▸ **INSTRUCTION**
Reproduce the data in its entirety, exactly as supplied.

▸ **DATA EXCERPT**
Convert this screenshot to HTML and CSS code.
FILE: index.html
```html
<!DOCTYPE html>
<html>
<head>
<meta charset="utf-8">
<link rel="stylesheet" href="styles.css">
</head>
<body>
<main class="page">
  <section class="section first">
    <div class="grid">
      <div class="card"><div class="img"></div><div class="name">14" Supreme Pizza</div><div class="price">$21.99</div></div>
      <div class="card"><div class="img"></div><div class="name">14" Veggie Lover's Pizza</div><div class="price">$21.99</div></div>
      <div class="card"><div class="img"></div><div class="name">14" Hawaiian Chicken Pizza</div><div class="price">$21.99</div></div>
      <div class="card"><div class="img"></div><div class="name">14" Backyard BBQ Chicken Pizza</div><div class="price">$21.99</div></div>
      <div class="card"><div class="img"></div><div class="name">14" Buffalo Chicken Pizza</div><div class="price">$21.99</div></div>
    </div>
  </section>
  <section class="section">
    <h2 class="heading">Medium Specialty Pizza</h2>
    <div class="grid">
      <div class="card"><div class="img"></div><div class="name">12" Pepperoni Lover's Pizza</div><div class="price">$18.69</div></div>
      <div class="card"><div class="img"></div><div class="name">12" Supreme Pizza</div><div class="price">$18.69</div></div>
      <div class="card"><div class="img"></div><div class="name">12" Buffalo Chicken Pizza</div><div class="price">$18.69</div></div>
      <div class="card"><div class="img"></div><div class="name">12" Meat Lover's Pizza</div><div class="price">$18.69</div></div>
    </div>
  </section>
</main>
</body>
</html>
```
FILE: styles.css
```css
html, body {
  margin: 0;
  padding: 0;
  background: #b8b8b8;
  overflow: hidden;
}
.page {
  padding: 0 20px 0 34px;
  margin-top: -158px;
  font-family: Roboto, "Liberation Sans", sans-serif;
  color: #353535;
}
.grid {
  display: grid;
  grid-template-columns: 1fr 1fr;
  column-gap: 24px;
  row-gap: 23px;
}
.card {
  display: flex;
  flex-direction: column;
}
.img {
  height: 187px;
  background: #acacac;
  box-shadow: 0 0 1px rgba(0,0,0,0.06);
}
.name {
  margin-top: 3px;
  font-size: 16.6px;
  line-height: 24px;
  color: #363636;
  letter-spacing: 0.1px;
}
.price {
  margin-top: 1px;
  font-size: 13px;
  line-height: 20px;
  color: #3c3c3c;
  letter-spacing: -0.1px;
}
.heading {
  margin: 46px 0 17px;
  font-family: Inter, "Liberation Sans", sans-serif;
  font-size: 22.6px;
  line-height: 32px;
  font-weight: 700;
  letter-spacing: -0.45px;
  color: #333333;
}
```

▸ **THE COMPLETED TASK**
Convert this screenshot to HTML and CSS code.
FILE: index.html
```html
<!DOCTYPE html>
<html>
<head>
<meta charset="utf-8">
<link rel="stylesheet" href="styles.css">
</head>
<body>
<main class="page">
  <section class="section first">
    <div class="grid">
      <div class="card"><div class="img"></div><div class="name">14" Supreme Pizza</div><div class="price">$21.99</div></div>
      <div class="card"><div class="img"></div><div class="name">14" Veggie Lover's Pizza</div><div class="price">$21.99</div></div>
      <div class="card"><div class="img"></div><div class="name">14" Hawaiian Chicken Pizza</div><div class="price">$21.99</div></div>
      <div class="card"><div class="img"></div><div class="name">14" Backyard BBQ Chicken Pizza</div><div class="price">$21.99</div></div>
      <div class="card"><div class="img"></div><div class="name">14" Buffalo Chicken Pizza</div><div class="price">$21.99</div></div>
    </div>
  </section>
  <section class="section">
    <h2 class="heading">Medium Specialty Pizza</h2>
    <div class="grid">
      <div class="card"><div class="img"></div><div class="name">12" Pepperoni Lover's Pizza</div><div class="price">$18.69</div></div>
      <div class="card"><div class="img"></div><div class="name">12" Supreme Pizza</div><div class="price">$18.69</div></div>
      <div class="card"><div class="img"></div><div class="name">12" Buffalo Chicken Pizza</div><div class="price">$18.69</div></div>
      <div class="card"><div class="img"></div><div class="name">12" Meat Lover's Pizza</div><div class="price">$18.69</div></div>
    </div>
  </section>
</main>
</body>
</html>
```
FILE: styles.css
```css
html, body {
  margin: 0;
  padding: 0;
  background: #b8b8b8;
  overflow: hidden;
}
.page {
  padding: 0 20px 0 34px;
  margin-top: -158px;
  font-family: Roboto, "Liberation Sans", sans-serif;
  color: #353535;
}
.grid {
  display: grid;
  grid-template-columns: 1fr 1fr;
  column-gap: 24px;
  row-gap: 23px;
}
.card {
  display: flex;
  flex-direction: column;
}
.img {
  height: 187px;
  background: #acacac;
  box-shadow: 0 0 1px rgba(0,0,0,0.06);
}
.name {
  margin-top: 3px;
  font-size: 16.6px;
  line-height: 24px;
  color: #363636;
  letter-spacing: 0.1px;
}
.price {
  margin-top: 1px;
  font-size: 13px;
  line-height: 20px;
  color: #3c3c3c;
  letter-spacing: -0.1px;
}
.heading {
  margin: 46px 0 17px;
  font-family: Inter, "Liberation Sans", sans-serif;
  font-size: 22.6px;
  line-height: 32px;
  font-weight: 700;
  letter-spacing: -0.45px;
  color: #333333;
}
```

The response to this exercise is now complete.